This is an elaboration on @Jeff M's and my comments.
When you do this:
a, b = c, d
It works with tuple packing and unpacking. You can separate the packing and unpacking steps:
_ = c, d
a, b = _
The first line creates a tuple called _
which has two elements, the first with the value of c
and the second with the value of d
. The second line unpacks the _
tuple into the variables a
and b
. This breaks down your one huge line:
a, b, c, d, e, f, g, h, i, j = True, True, True, True, True, False, True, True, True, True
Into two smaller lines:
_ = True, True, True, True, True, False, True, True, True, True
a, b, c, d, e, f, g, h, i, j = _
It will give you the exact same result as the first line (including the same exception if you add values or variables to one part but forget to update the other). However, in this specific case, yan's answer is perhaps the best.

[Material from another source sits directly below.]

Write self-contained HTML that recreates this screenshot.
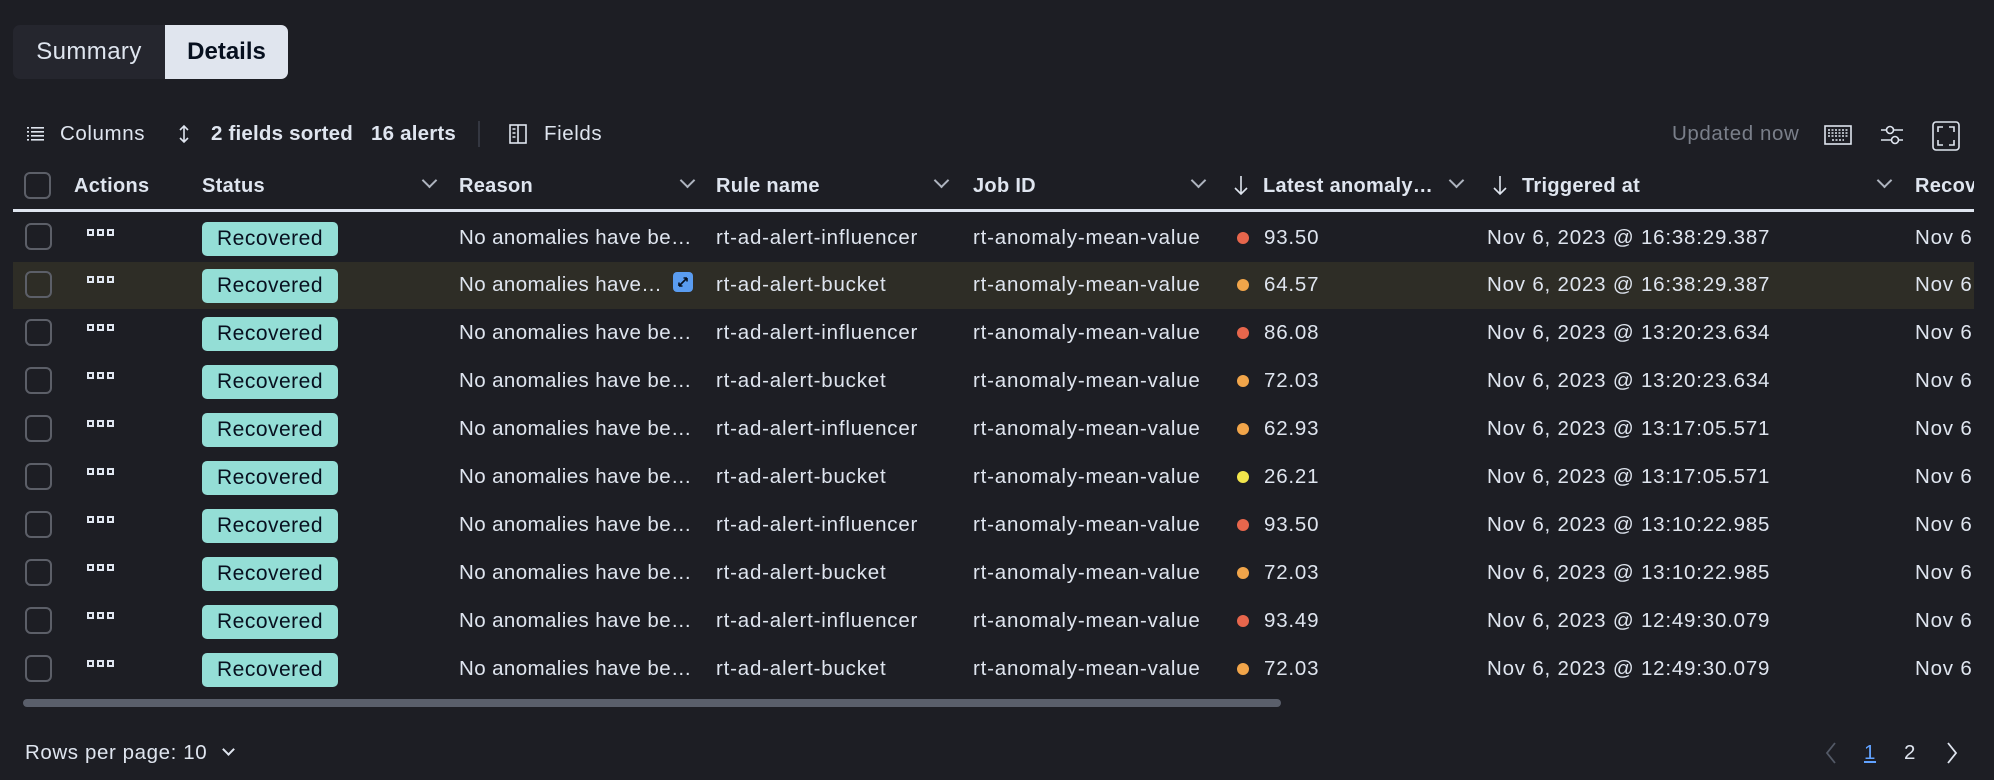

If you have a list of values, you can still unpack them. You just have to convert it to a tuple first. For example, the following will assign a value between 0 and 9 to each of a
through j
, respectively:
a, b, c, d, e, f, g, h, i, j = tuple(range(10))
EDIT: Neat trick to assign all of them as true except element 5 (variable f
):
a, b, c, d, e, f, g, h, i, j = tuple(x != 5 for x in range(10))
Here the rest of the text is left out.